Whether you are building a new home or remodeling an existing kitchen, you will find that there are numerous options and decisions to make. One of the biggest kitchen decisions is what type of material to use as your countertop. Both granite countertops and quartz countertops have a lot to offer, and these materials are similar in a variety of ways. They do, however, differ in some important aspects. Understanding the pros and cons of both type of stone countertop material will help with the decision process.
Granite Vs. Quartz
The most significant difference between granite and quartz is the way in which they are created. Granite is a natural stone, mined from the ground. Once pulled from the earth, the rock is cut into large tablets. It is then sliced and polished to form granite slabs. Quartz countertops are a manufactured material. They are made by mixing crushed quartz pieces with resin and colored pigments. This mixture, which is about 93% quartz, is formed into what we know as quartz countertops.
Both granite and quartz countertops are wildly popular because of their stunning beauty. They come in a wide variety of colors and designs. Quartz countertops tend to be more consistent in color and pattern because they are man-made. In general, granite is less consistent in color and pattern. In a large kitchen with an expansive countertop requiring more than one slab, there may be slight variations in the color and pattern of the slabs. It is personal preference as to whether the consumer likes these naturally occurring inconsistencies or not. The natural colors — typically tans, browns, grays, greens, blues, pinks, blacks, and whites – tend to be slightly different from slab to slab.
While it is extremely hard and durable, granite is naturally porous and will absorb liquids like wine, grease, fruit juice, tomato sauce, and water. The natural stone needs to be periodically sealed with a top-quality resin sealer to keep it free of stains, blemishes, and damage. Quartz, because it is partially comprised of resin, needs less upkeep and maintenance.

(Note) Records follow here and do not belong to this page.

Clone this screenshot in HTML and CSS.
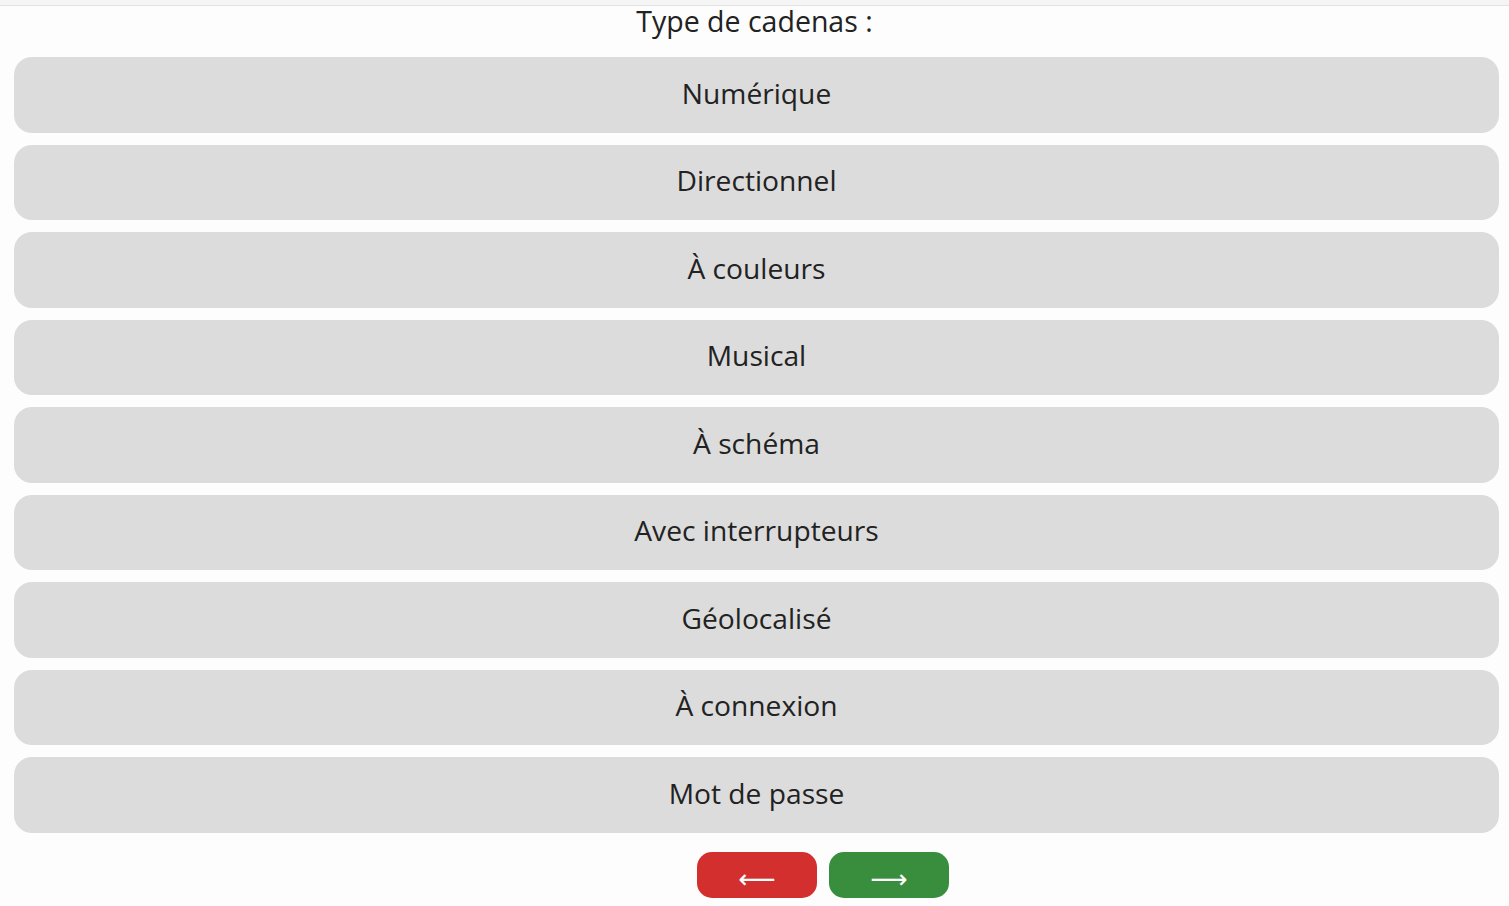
FILE: index.html
```html
<!DOCTYPE html>
<html lang="fr">
<head>
<meta charset="utf-8">
<title>Type de cadenas</title>
<link rel="stylesheet" href="styles.css">
</head>
<body>
<div class="topbar"></div>
<main class="page">
  <h1 class="title">Type de cadenas :</h1>
  <div class="options">
    <button class="option">Numérique</button>
    <button class="option">Directionnel</button>
    <button class="option">À couleurs</button>
    <button class="option">Musical</button>
    <button class="option">À schéma</button>
    <button class="option">Avec interrupteurs</button>
    <button class="option">Géolocalisé</button>
    <button class="option">À connexion</button>
    <button class="option">Mot de passe</button>
  </div>
  <nav class="nav">
    <button class="nav-btn prev">&#x27F5;</button>
    <button class="nav-btn next">&#x27F6;</button>
  </nav>
</main>
</body>
</html>
```
FILE: styles.css
```css
html, body {
  margin: 0;
  padding: 0;
  background: #fdfdfd;
  font-family: "Open Sans", "Liberation Sans", sans-serif;
  color: #222;
}
.topbar {
  height: 5px;
  background: #f5f5f5;
  border-bottom: 1px solid #e2e2e2;
}
.page {
  display: flex;
  flex-direction: column;
  align-items: stretch;
}
.title {
  margin: 0;
  height: 51px;
  font-size: 28.5px;
  font-weight: 400;
  line-height: 30px;
  text-align: center;
  color: #222;
}
.options {
  display: flex;
  flex-direction: column;
  gap: 12px;
  padding: 0 10px 0 14px;
}
.option {
  height: 75.5px;
  border: none;
  border-radius: 18px;
  background: #dcdcdc;
  font-family: inherit;
  font-size: 28.2px;
  color: #222;
  text-align: center;
  padding: 0 0 4px 0;
}
.nav {
  display: flex;
  justify-content: center;
  gap: 12px;
  padding: 19.5px 0 0 137px;
}
.nav-btn {
  width: 120px;
  height: 46px;
  border: none;
  border-radius: 15px;
  color: #fff;
  font-size: 26px;
  line-height: 46px;
  padding: 4px 0 0 0;
  font-family: "DejaVu Sans", sans-serif;
}
.prev { background: #d32f2f; }
.next { background: #388e3c; }
```
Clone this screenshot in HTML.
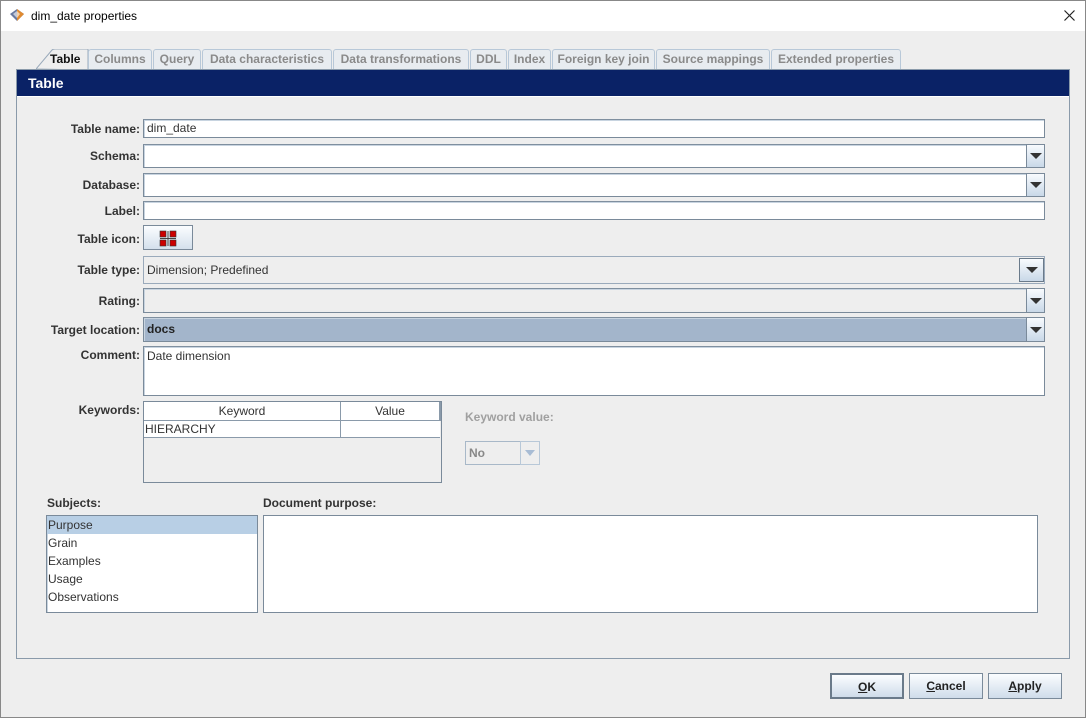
<!DOCTYPE html>
<html><head><meta charset="utf-8"><style>
*{box-sizing:border-box;margin:0;padding:0}
body{width:1086px;height:718px;background:#eeeeee;font-family:"Liberation Sans",Arial,sans-serif;font-size:12px;color:#333;position:relative;overflow:hidden}
.a{position:absolute}
.win{left:0;top:0;width:1086px;height:718px;border:1px solid #888}
.title{left:1px;top:1px;width:1084px;height:30px;background:#fff}
.tab{position:absolute;top:49px;height:20px;border:1px solid #b8c8d8;border-bottom:none;background:#e8ecf0;color:#8a8a8a;font-weight:bold;text-align:center;line-height:18px;border-radius:3px 3px 0 0}
.lbl{position:absolute;right:946px;font-weight:bold;color:#333;text-align:right;white-space:nowrap}
.inp{position:absolute;left:143px;width:902px;background:#fff;border:1px solid #7a8a9a;border-top-color:#7f8f9f;box-shadow:inset 1px 1px 0 #c8d4e0;padding-left:3px;white-space:nowrap}
.btn{position:absolute;background:linear-gradient(#f8fbfe,#c9d8e8);border:1px solid #7a8a9a}
.arr{position:absolute;left:50%;top:50%;margin-left:-6px;margin-top:-3px;width:0;height:0;border-left:6px solid transparent;border-right:6px solid transparent;border-top:6px solid #333}
.pb{position:absolute;top:673px;height:26px;width:74px;background:linear-gradient(#fbfdff,#cfdcea);border:1px solid #7a8a9a;font-weight:bold;font-size:12px;text-align:center;line-height:24px;color:#222}
</style></head><body>
<div class="a win"></div>
<div class="a title"></div>
<svg class="a" style="left:9px;top:8px" width="16" height="14" viewBox="0 0 16 14"><path d="M1 6 L8 1 L15 6 L8 13 Z" fill="#6a7aa0"/><path d="M8 1 L15 6 L8 13 Z" fill="#e08a30"/><path d="M4 6 L8 3 L11 6 L8 10Z" fill="#fff" opacity=".6"/></svg>
<div class="a" style="left:31px;top:9px;font-size:12px;color:#000">dim_date properties</div>
<svg class="a" style="left:1064px;top:10px" width="11" height="11"><path d="M0.5 0.5L10.5 10.5M10.5 0.5L0.5 10.5" stroke="#222" stroke-width="1.2"/></svg>

<svg class="a" style="left:36px;top:49px" width="54" height="21"><path d="M0 20 L16 1 Q17 0 19 0 L52 0 L52 21 Z" fill="#eeeeee" stroke="#9aaabb"/></svg>
<div class="a" style="left:50px;top:52px;font-weight:bold;color:#111">Table</div>
<div class="tab" style="left:88px;width:64px">Columns</div>
<div class="tab" style="left:153px;width:48px">Query</div>
<div class="tab" style="left:202px;width:130px">Data characteristics</div>
<div class="tab" style="left:333px;width:136px">Data transformations</div>
<div class="tab" style="left:470px;width:37px">DDL</div>
<div class="tab" style="left:508px;width:43px">Index</div>
<div class="tab" style="left:552px;width:103px">Foreign key join</div>
<div class="tab" style="left:656px;width:114px">Source mappings</div>
<div class="tab" style="left:771px;width:130px">Extended properties</div>

<div class="a" style="left:16px;top:69px;width:1054px;height:590px;border:1px solid #8a9aaa;background:#eeeeee"></div>
<div class="a" style="left:17px;top:70px;width:1052px;height:26px;background:#0a2266;color:#fff;font-weight:bold;font-size:14px;line-height:26px;padding-left:11px">Table</div>
<div class="a" style="left:17px;top:96px;width:1052px;height:1px;background:#fff"></div>

<div class="lbl" style="top:122px">Table name:</div>
<div class="inp" style="top:119px;height:19px;line-height:17px">dim_date</div>

<div class="lbl" style="top:149px">Schema:</div>
<div class="inp" style="top:144px;height:24px;width:884px"></div>
<div class="btn" style="left:1026px;top:144px;width:19px;height:24px"><div class="arr"></div></div>

<div class="lbl" style="top:178px">Database:</div>
<div class="inp" style="top:173px;height:24px;width:884px"></div>
<div class="btn" style="left:1026px;top:173px;width:19px;height:24px"><div class="arr"></div></div>

<div class="lbl" style="top:204px">Label:</div>
<div class="inp" style="top:201px;height:19px"></div>

<div class="lbl" style="top:232px">Table icon:</div>
<div class="btn" style="left:143px;top:225px;width:50px;height:25px;background:linear-gradient(#fbfdff,#d4e0ec)">
<svg class="a" style="left:15px;top:4px" width="18" height="17"><rect x="1" y="1" width="6" height="6" fill="#c00" stroke="#333" stroke-width=".6"/><rect x="11" y="1" width="6" height="6" fill="#c00" stroke="#333" stroke-width=".6"/><rect x="1" y="10" width="6" height="6" fill="#c00" stroke="#333" stroke-width=".6"/><rect x="11" y="10" width="6" height="6" fill="#c00" stroke="#333" stroke-width=".6"/><path d="M9 1V16M1 8.5H17" stroke="#444"/></svg></div>

<div class="lbl" style="top:263px">Table type:</div>
<div class="inp" style="top:256px;height:28px;line-height:26px;background:#eeeeee;box-shadow:none;border-color:#9aaabb">Dimension; Predefined</div>
<div class="btn" style="left:1019px;top:258px;width:25px;height:24px;border-color:#6a7a8a"><div class="arr"></div></div>

<div class="lbl" style="top:294px">Rating:</div>
<div class="inp" style="top:288px;height:25px;width:884px;background:#eeeeee"></div>
<div class="btn" style="left:1026px;top:288px;width:19px;height:25px"><div class="arr"></div></div>

<div class="lbl" style="top:323px">Target location:</div>
<div class="inp" style="top:317px;height:25px;width:884px;background:#a3b5cb;line-height:23px;font-weight:bold;color:#222">docs</div>
<div class="btn" style="left:1026px;top:317px;width:19px;height:25px"><div class="arr"></div></div>

<div class="lbl" style="top:348px">Comment:</div>
<div class="inp" style="top:346px;height:50px;padding-top:2px">Date dimension</div>

<div class="lbl" style="top:403px">Keywords:</div>
<div class="a" style="left:143px;top:401px;width:299px;height:82px;border:1px solid #7a8a9a;background:#eeeeee"></div>
<div class="a" style="left:144px;top:402px;width:197px;height:19px;border-right:1px solid #8a9aaa;border-bottom:1px solid #8a9aaa;background:#fff;text-align:center;line-height:19px">Keyword</div>
<div class="a" style="left:341px;top:402px;width:100px;height:19px;border-bottom:1px solid #8a9aaa;border-right:2px solid #8a9aaa;background:#fff;text-align:center;line-height:19px">Value</div>
<div class="a" style="left:144px;top:421px;width:197px;height:17px;border-right:1px solid #8a9aaa;border-bottom:1px solid #8a9aaa;background:#fff;line-height:16px;padding-left:1px">HIERARCHY</div>
<div class="a" style="left:341px;top:421px;width:99px;height:17px;border-bottom:1px solid #8a9aaa;background:#fff"></div>

<div class="a" style="left:465px;top:410px;font-weight:bold;color:#a0a0a0">Keyword value:</div>
<div class="a" style="left:465px;top:441px;width:56px;height:24px;border:1px solid #a8b8c8;background:#eeeeee;font-weight:bold;color:#888;line-height:22px;padding-left:3px">No</div>
<div class="a" style="left:520px;top:441px;width:20px;height:24px;border:1px solid #b8c8d8;background:#eeeeee"><div class="arr" style="border-top-color:#a8bcd4;border-left-width:5px;border-right-width:5px;margin-left:-5px"></div></div>

<div class="a" style="left:47px;top:496px;font-weight:bold">Subjects:</div>
<div class="a" style="left:263px;top:496px;font-weight:bold">Document purpose:</div>
<div class="a" style="left:46px;top:515px;width:212px;height:98px;border:1px solid #7a8a9a;background:#fff;box-shadow:inset 1px 1px 0 #c8d4e0;line-height:18px">
<div style="background:#b8cfe5;padding-left:1px">Purpose</div>
<div style="padding-left:1px">Grain</div>
<div style="padding-left:1px">Examples</div>
<div style="padding-left:1px">Usage</div>
<div style="padding-left:1px">Observations</div>
</div>
<div class="a" style="left:263px;top:515px;width:775px;height:98px;border:1px solid #7a8a9a;background:#fff"></div>

<div class="pb" style="left:830px;border:2px solid #6a7a8a"><u>O</u>K</div>
<div class="pb" style="left:909px"><u>C</u>ancel</div>
<div class="pb" style="left:988px"><u>A</u>pply</div>
</body></html>
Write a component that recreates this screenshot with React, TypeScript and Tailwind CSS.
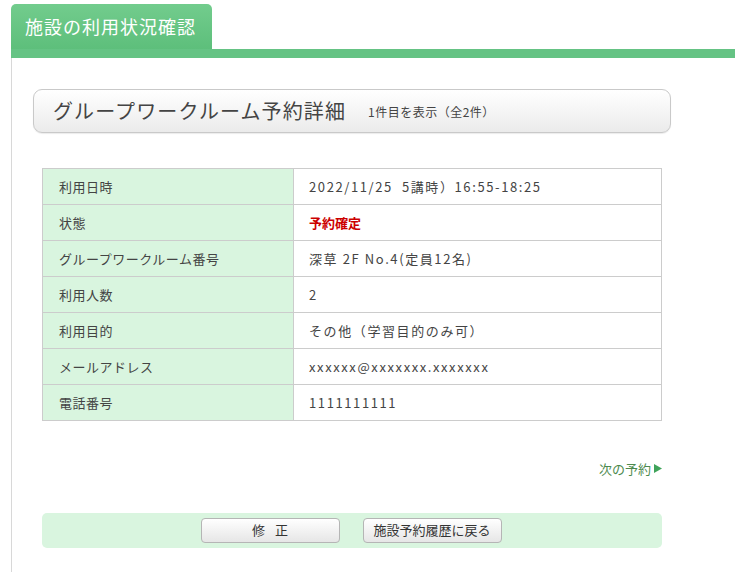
import React from "react";

const rows: { label: string; value: string; red?: boolean }[] = [
  { label: "利用日時", value: "2022/11/25  5講時）16:55-18:25" },
  { label: "状態", value: "予約確定", red: true },
  { label: "グループワークルーム番号", value: "深草 2F No.4(定員12名)" },
  { label: "利用人数", value: "2" },
  { label: "利用目的", value: "その他（学習目的のみ可）" },
  { label: "メールアドレス", value: "xxxxxx@xxxxxxx.xxxxxxx" },
  { label: "電話番号", value: "1111111111" },
];

const App = () => {
  return (
    <div
      className="w-[735px] h-[572px] bg-white overflow-hidden text-[#333]"
      style={{ fontFamily: '"Noto Sans CJK JP", "Noto Sans", sans-serif' }}
    >
      <div className="pl-[11px] pt-[4px]">
        <div className="w-[201px] h-[45px] rounded-t-[5px] bg-gradient-to-b from-[#72cc8d] to-[#5dbf7b] flex items-center pl-[14px] text-white text-[18px] tracking-[1px]">
          施設の利用状況確認
        </div>
      </div>
      <div className="h-[9px] ml-[11px] bg-[#65c384]" />
      <div className="ml-[11px] border-l border-[#d8d8d8] h-[514px] pt-[31px]">
        <div className="ml-[21px] w-[638px] h-[44px] rounded-[9px] border border-[#c9c9c9] bg-gradient-to-b from-white to-[#ebebeb] shadow-[0_1px_1px_rgba(0,0,0,0.08)] flex items-center pl-[19px]">
          <span className="text-[20px] text-[#444] tracking-[1.1px]">グループワークルーム予約詳細</span>
          <span className="ml-[22px] text-[12px] text-[#444] mt-[2px] tracking-[0.5px]">1件目を表示（全2件）</span>
        </div>
        <table className="ml-[30px] mt-[35px] w-[620px] border-collapse text-[13px]">
          <tbody>
            {rows.map((r) => (
              <tr key={r.label} className="h-[36px]">
                <td className="w-[251px] border border-[#cccccc] bg-[#d9f5df] pl-[16px] text-[#444] tracking-[0.5px]">{r.label}</td>
                <td
                  className={
                    r.red
                      ? "border border-[#cccccc] pl-[15px] text-[#cc0000] font-bold"
                      : "border border-[#cccccc] pl-[15px] text-[#444] tracking-[1.6px] whitespace-pre"
                  }
                >
                  {r.value}
                </td>
              </tr>
            ))}
          </tbody>
        </table>
        <div className="ml-[30px] w-[621px] flex justify-end mt-[38px]">
          <a className="text-[13px] text-[#4d8a4d] flex items-center gap-[2px]">
            次の予約
            <svg width="10" height="11" viewBox="0 0 10 11">
              <path d="M1 1 L9 5.5 L1 10 Z" fill="#3fa35a" />
            </svg>
          </a>
        </div>
        <div className="ml-[30px] mt-[34px] w-[620px] h-[35px] rounded-[5px] bg-[#d9f5df] flex items-center justify-center gap-[23px] pr-[2px]">
          <button className="w-[139px] h-[25px] rounded-[4px] border border-[#b5b5b5] bg-gradient-to-b from-white to-[#e6e6e6] text-[13px] text-[#333] tracking-[10px] pl-[10px]">
            修正
          </button>
          <button className="w-[139px] h-[25px] rounded-[4px] border border-[#b5b5b5] bg-gradient-to-b from-white to-[#e6e6e6] text-[13px] text-[#333]">
            施設予約履歴に戻る
          </button>
        </div>
      </div>
    </div>
  );
};

export default App;
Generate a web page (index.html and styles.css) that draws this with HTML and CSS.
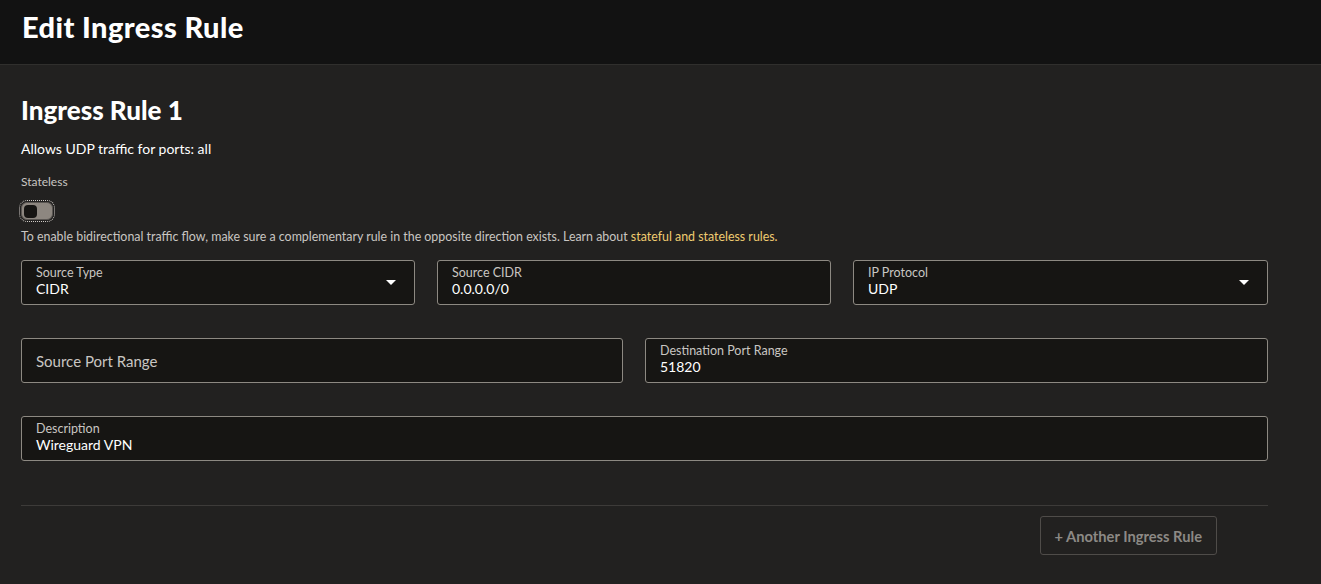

For outdoor use, be advised that granite holds up better than quartz. The resin and pigmentation in the quartz countertop can fade or discolor from prolonged exposure to the sun.
The question of which material is more expensive is really a difficult one to answer. The cost of granite can vary greatly compared to the man-made quartz counters, which is more consistent in price. Both materials start at a nearly identical low-range, but the cost of exotic granite can be more. As for installation costs, countertop contractors charge similar rates for both materials.
The ultimate decision between quartz and granite comes down to personal preference, taste, and lifestyle. Homeowners should weigh the pros and cons of both materials before making their final choice. Whichever one is chosen, you can be assured of years of beauty and durability from your stone countertops.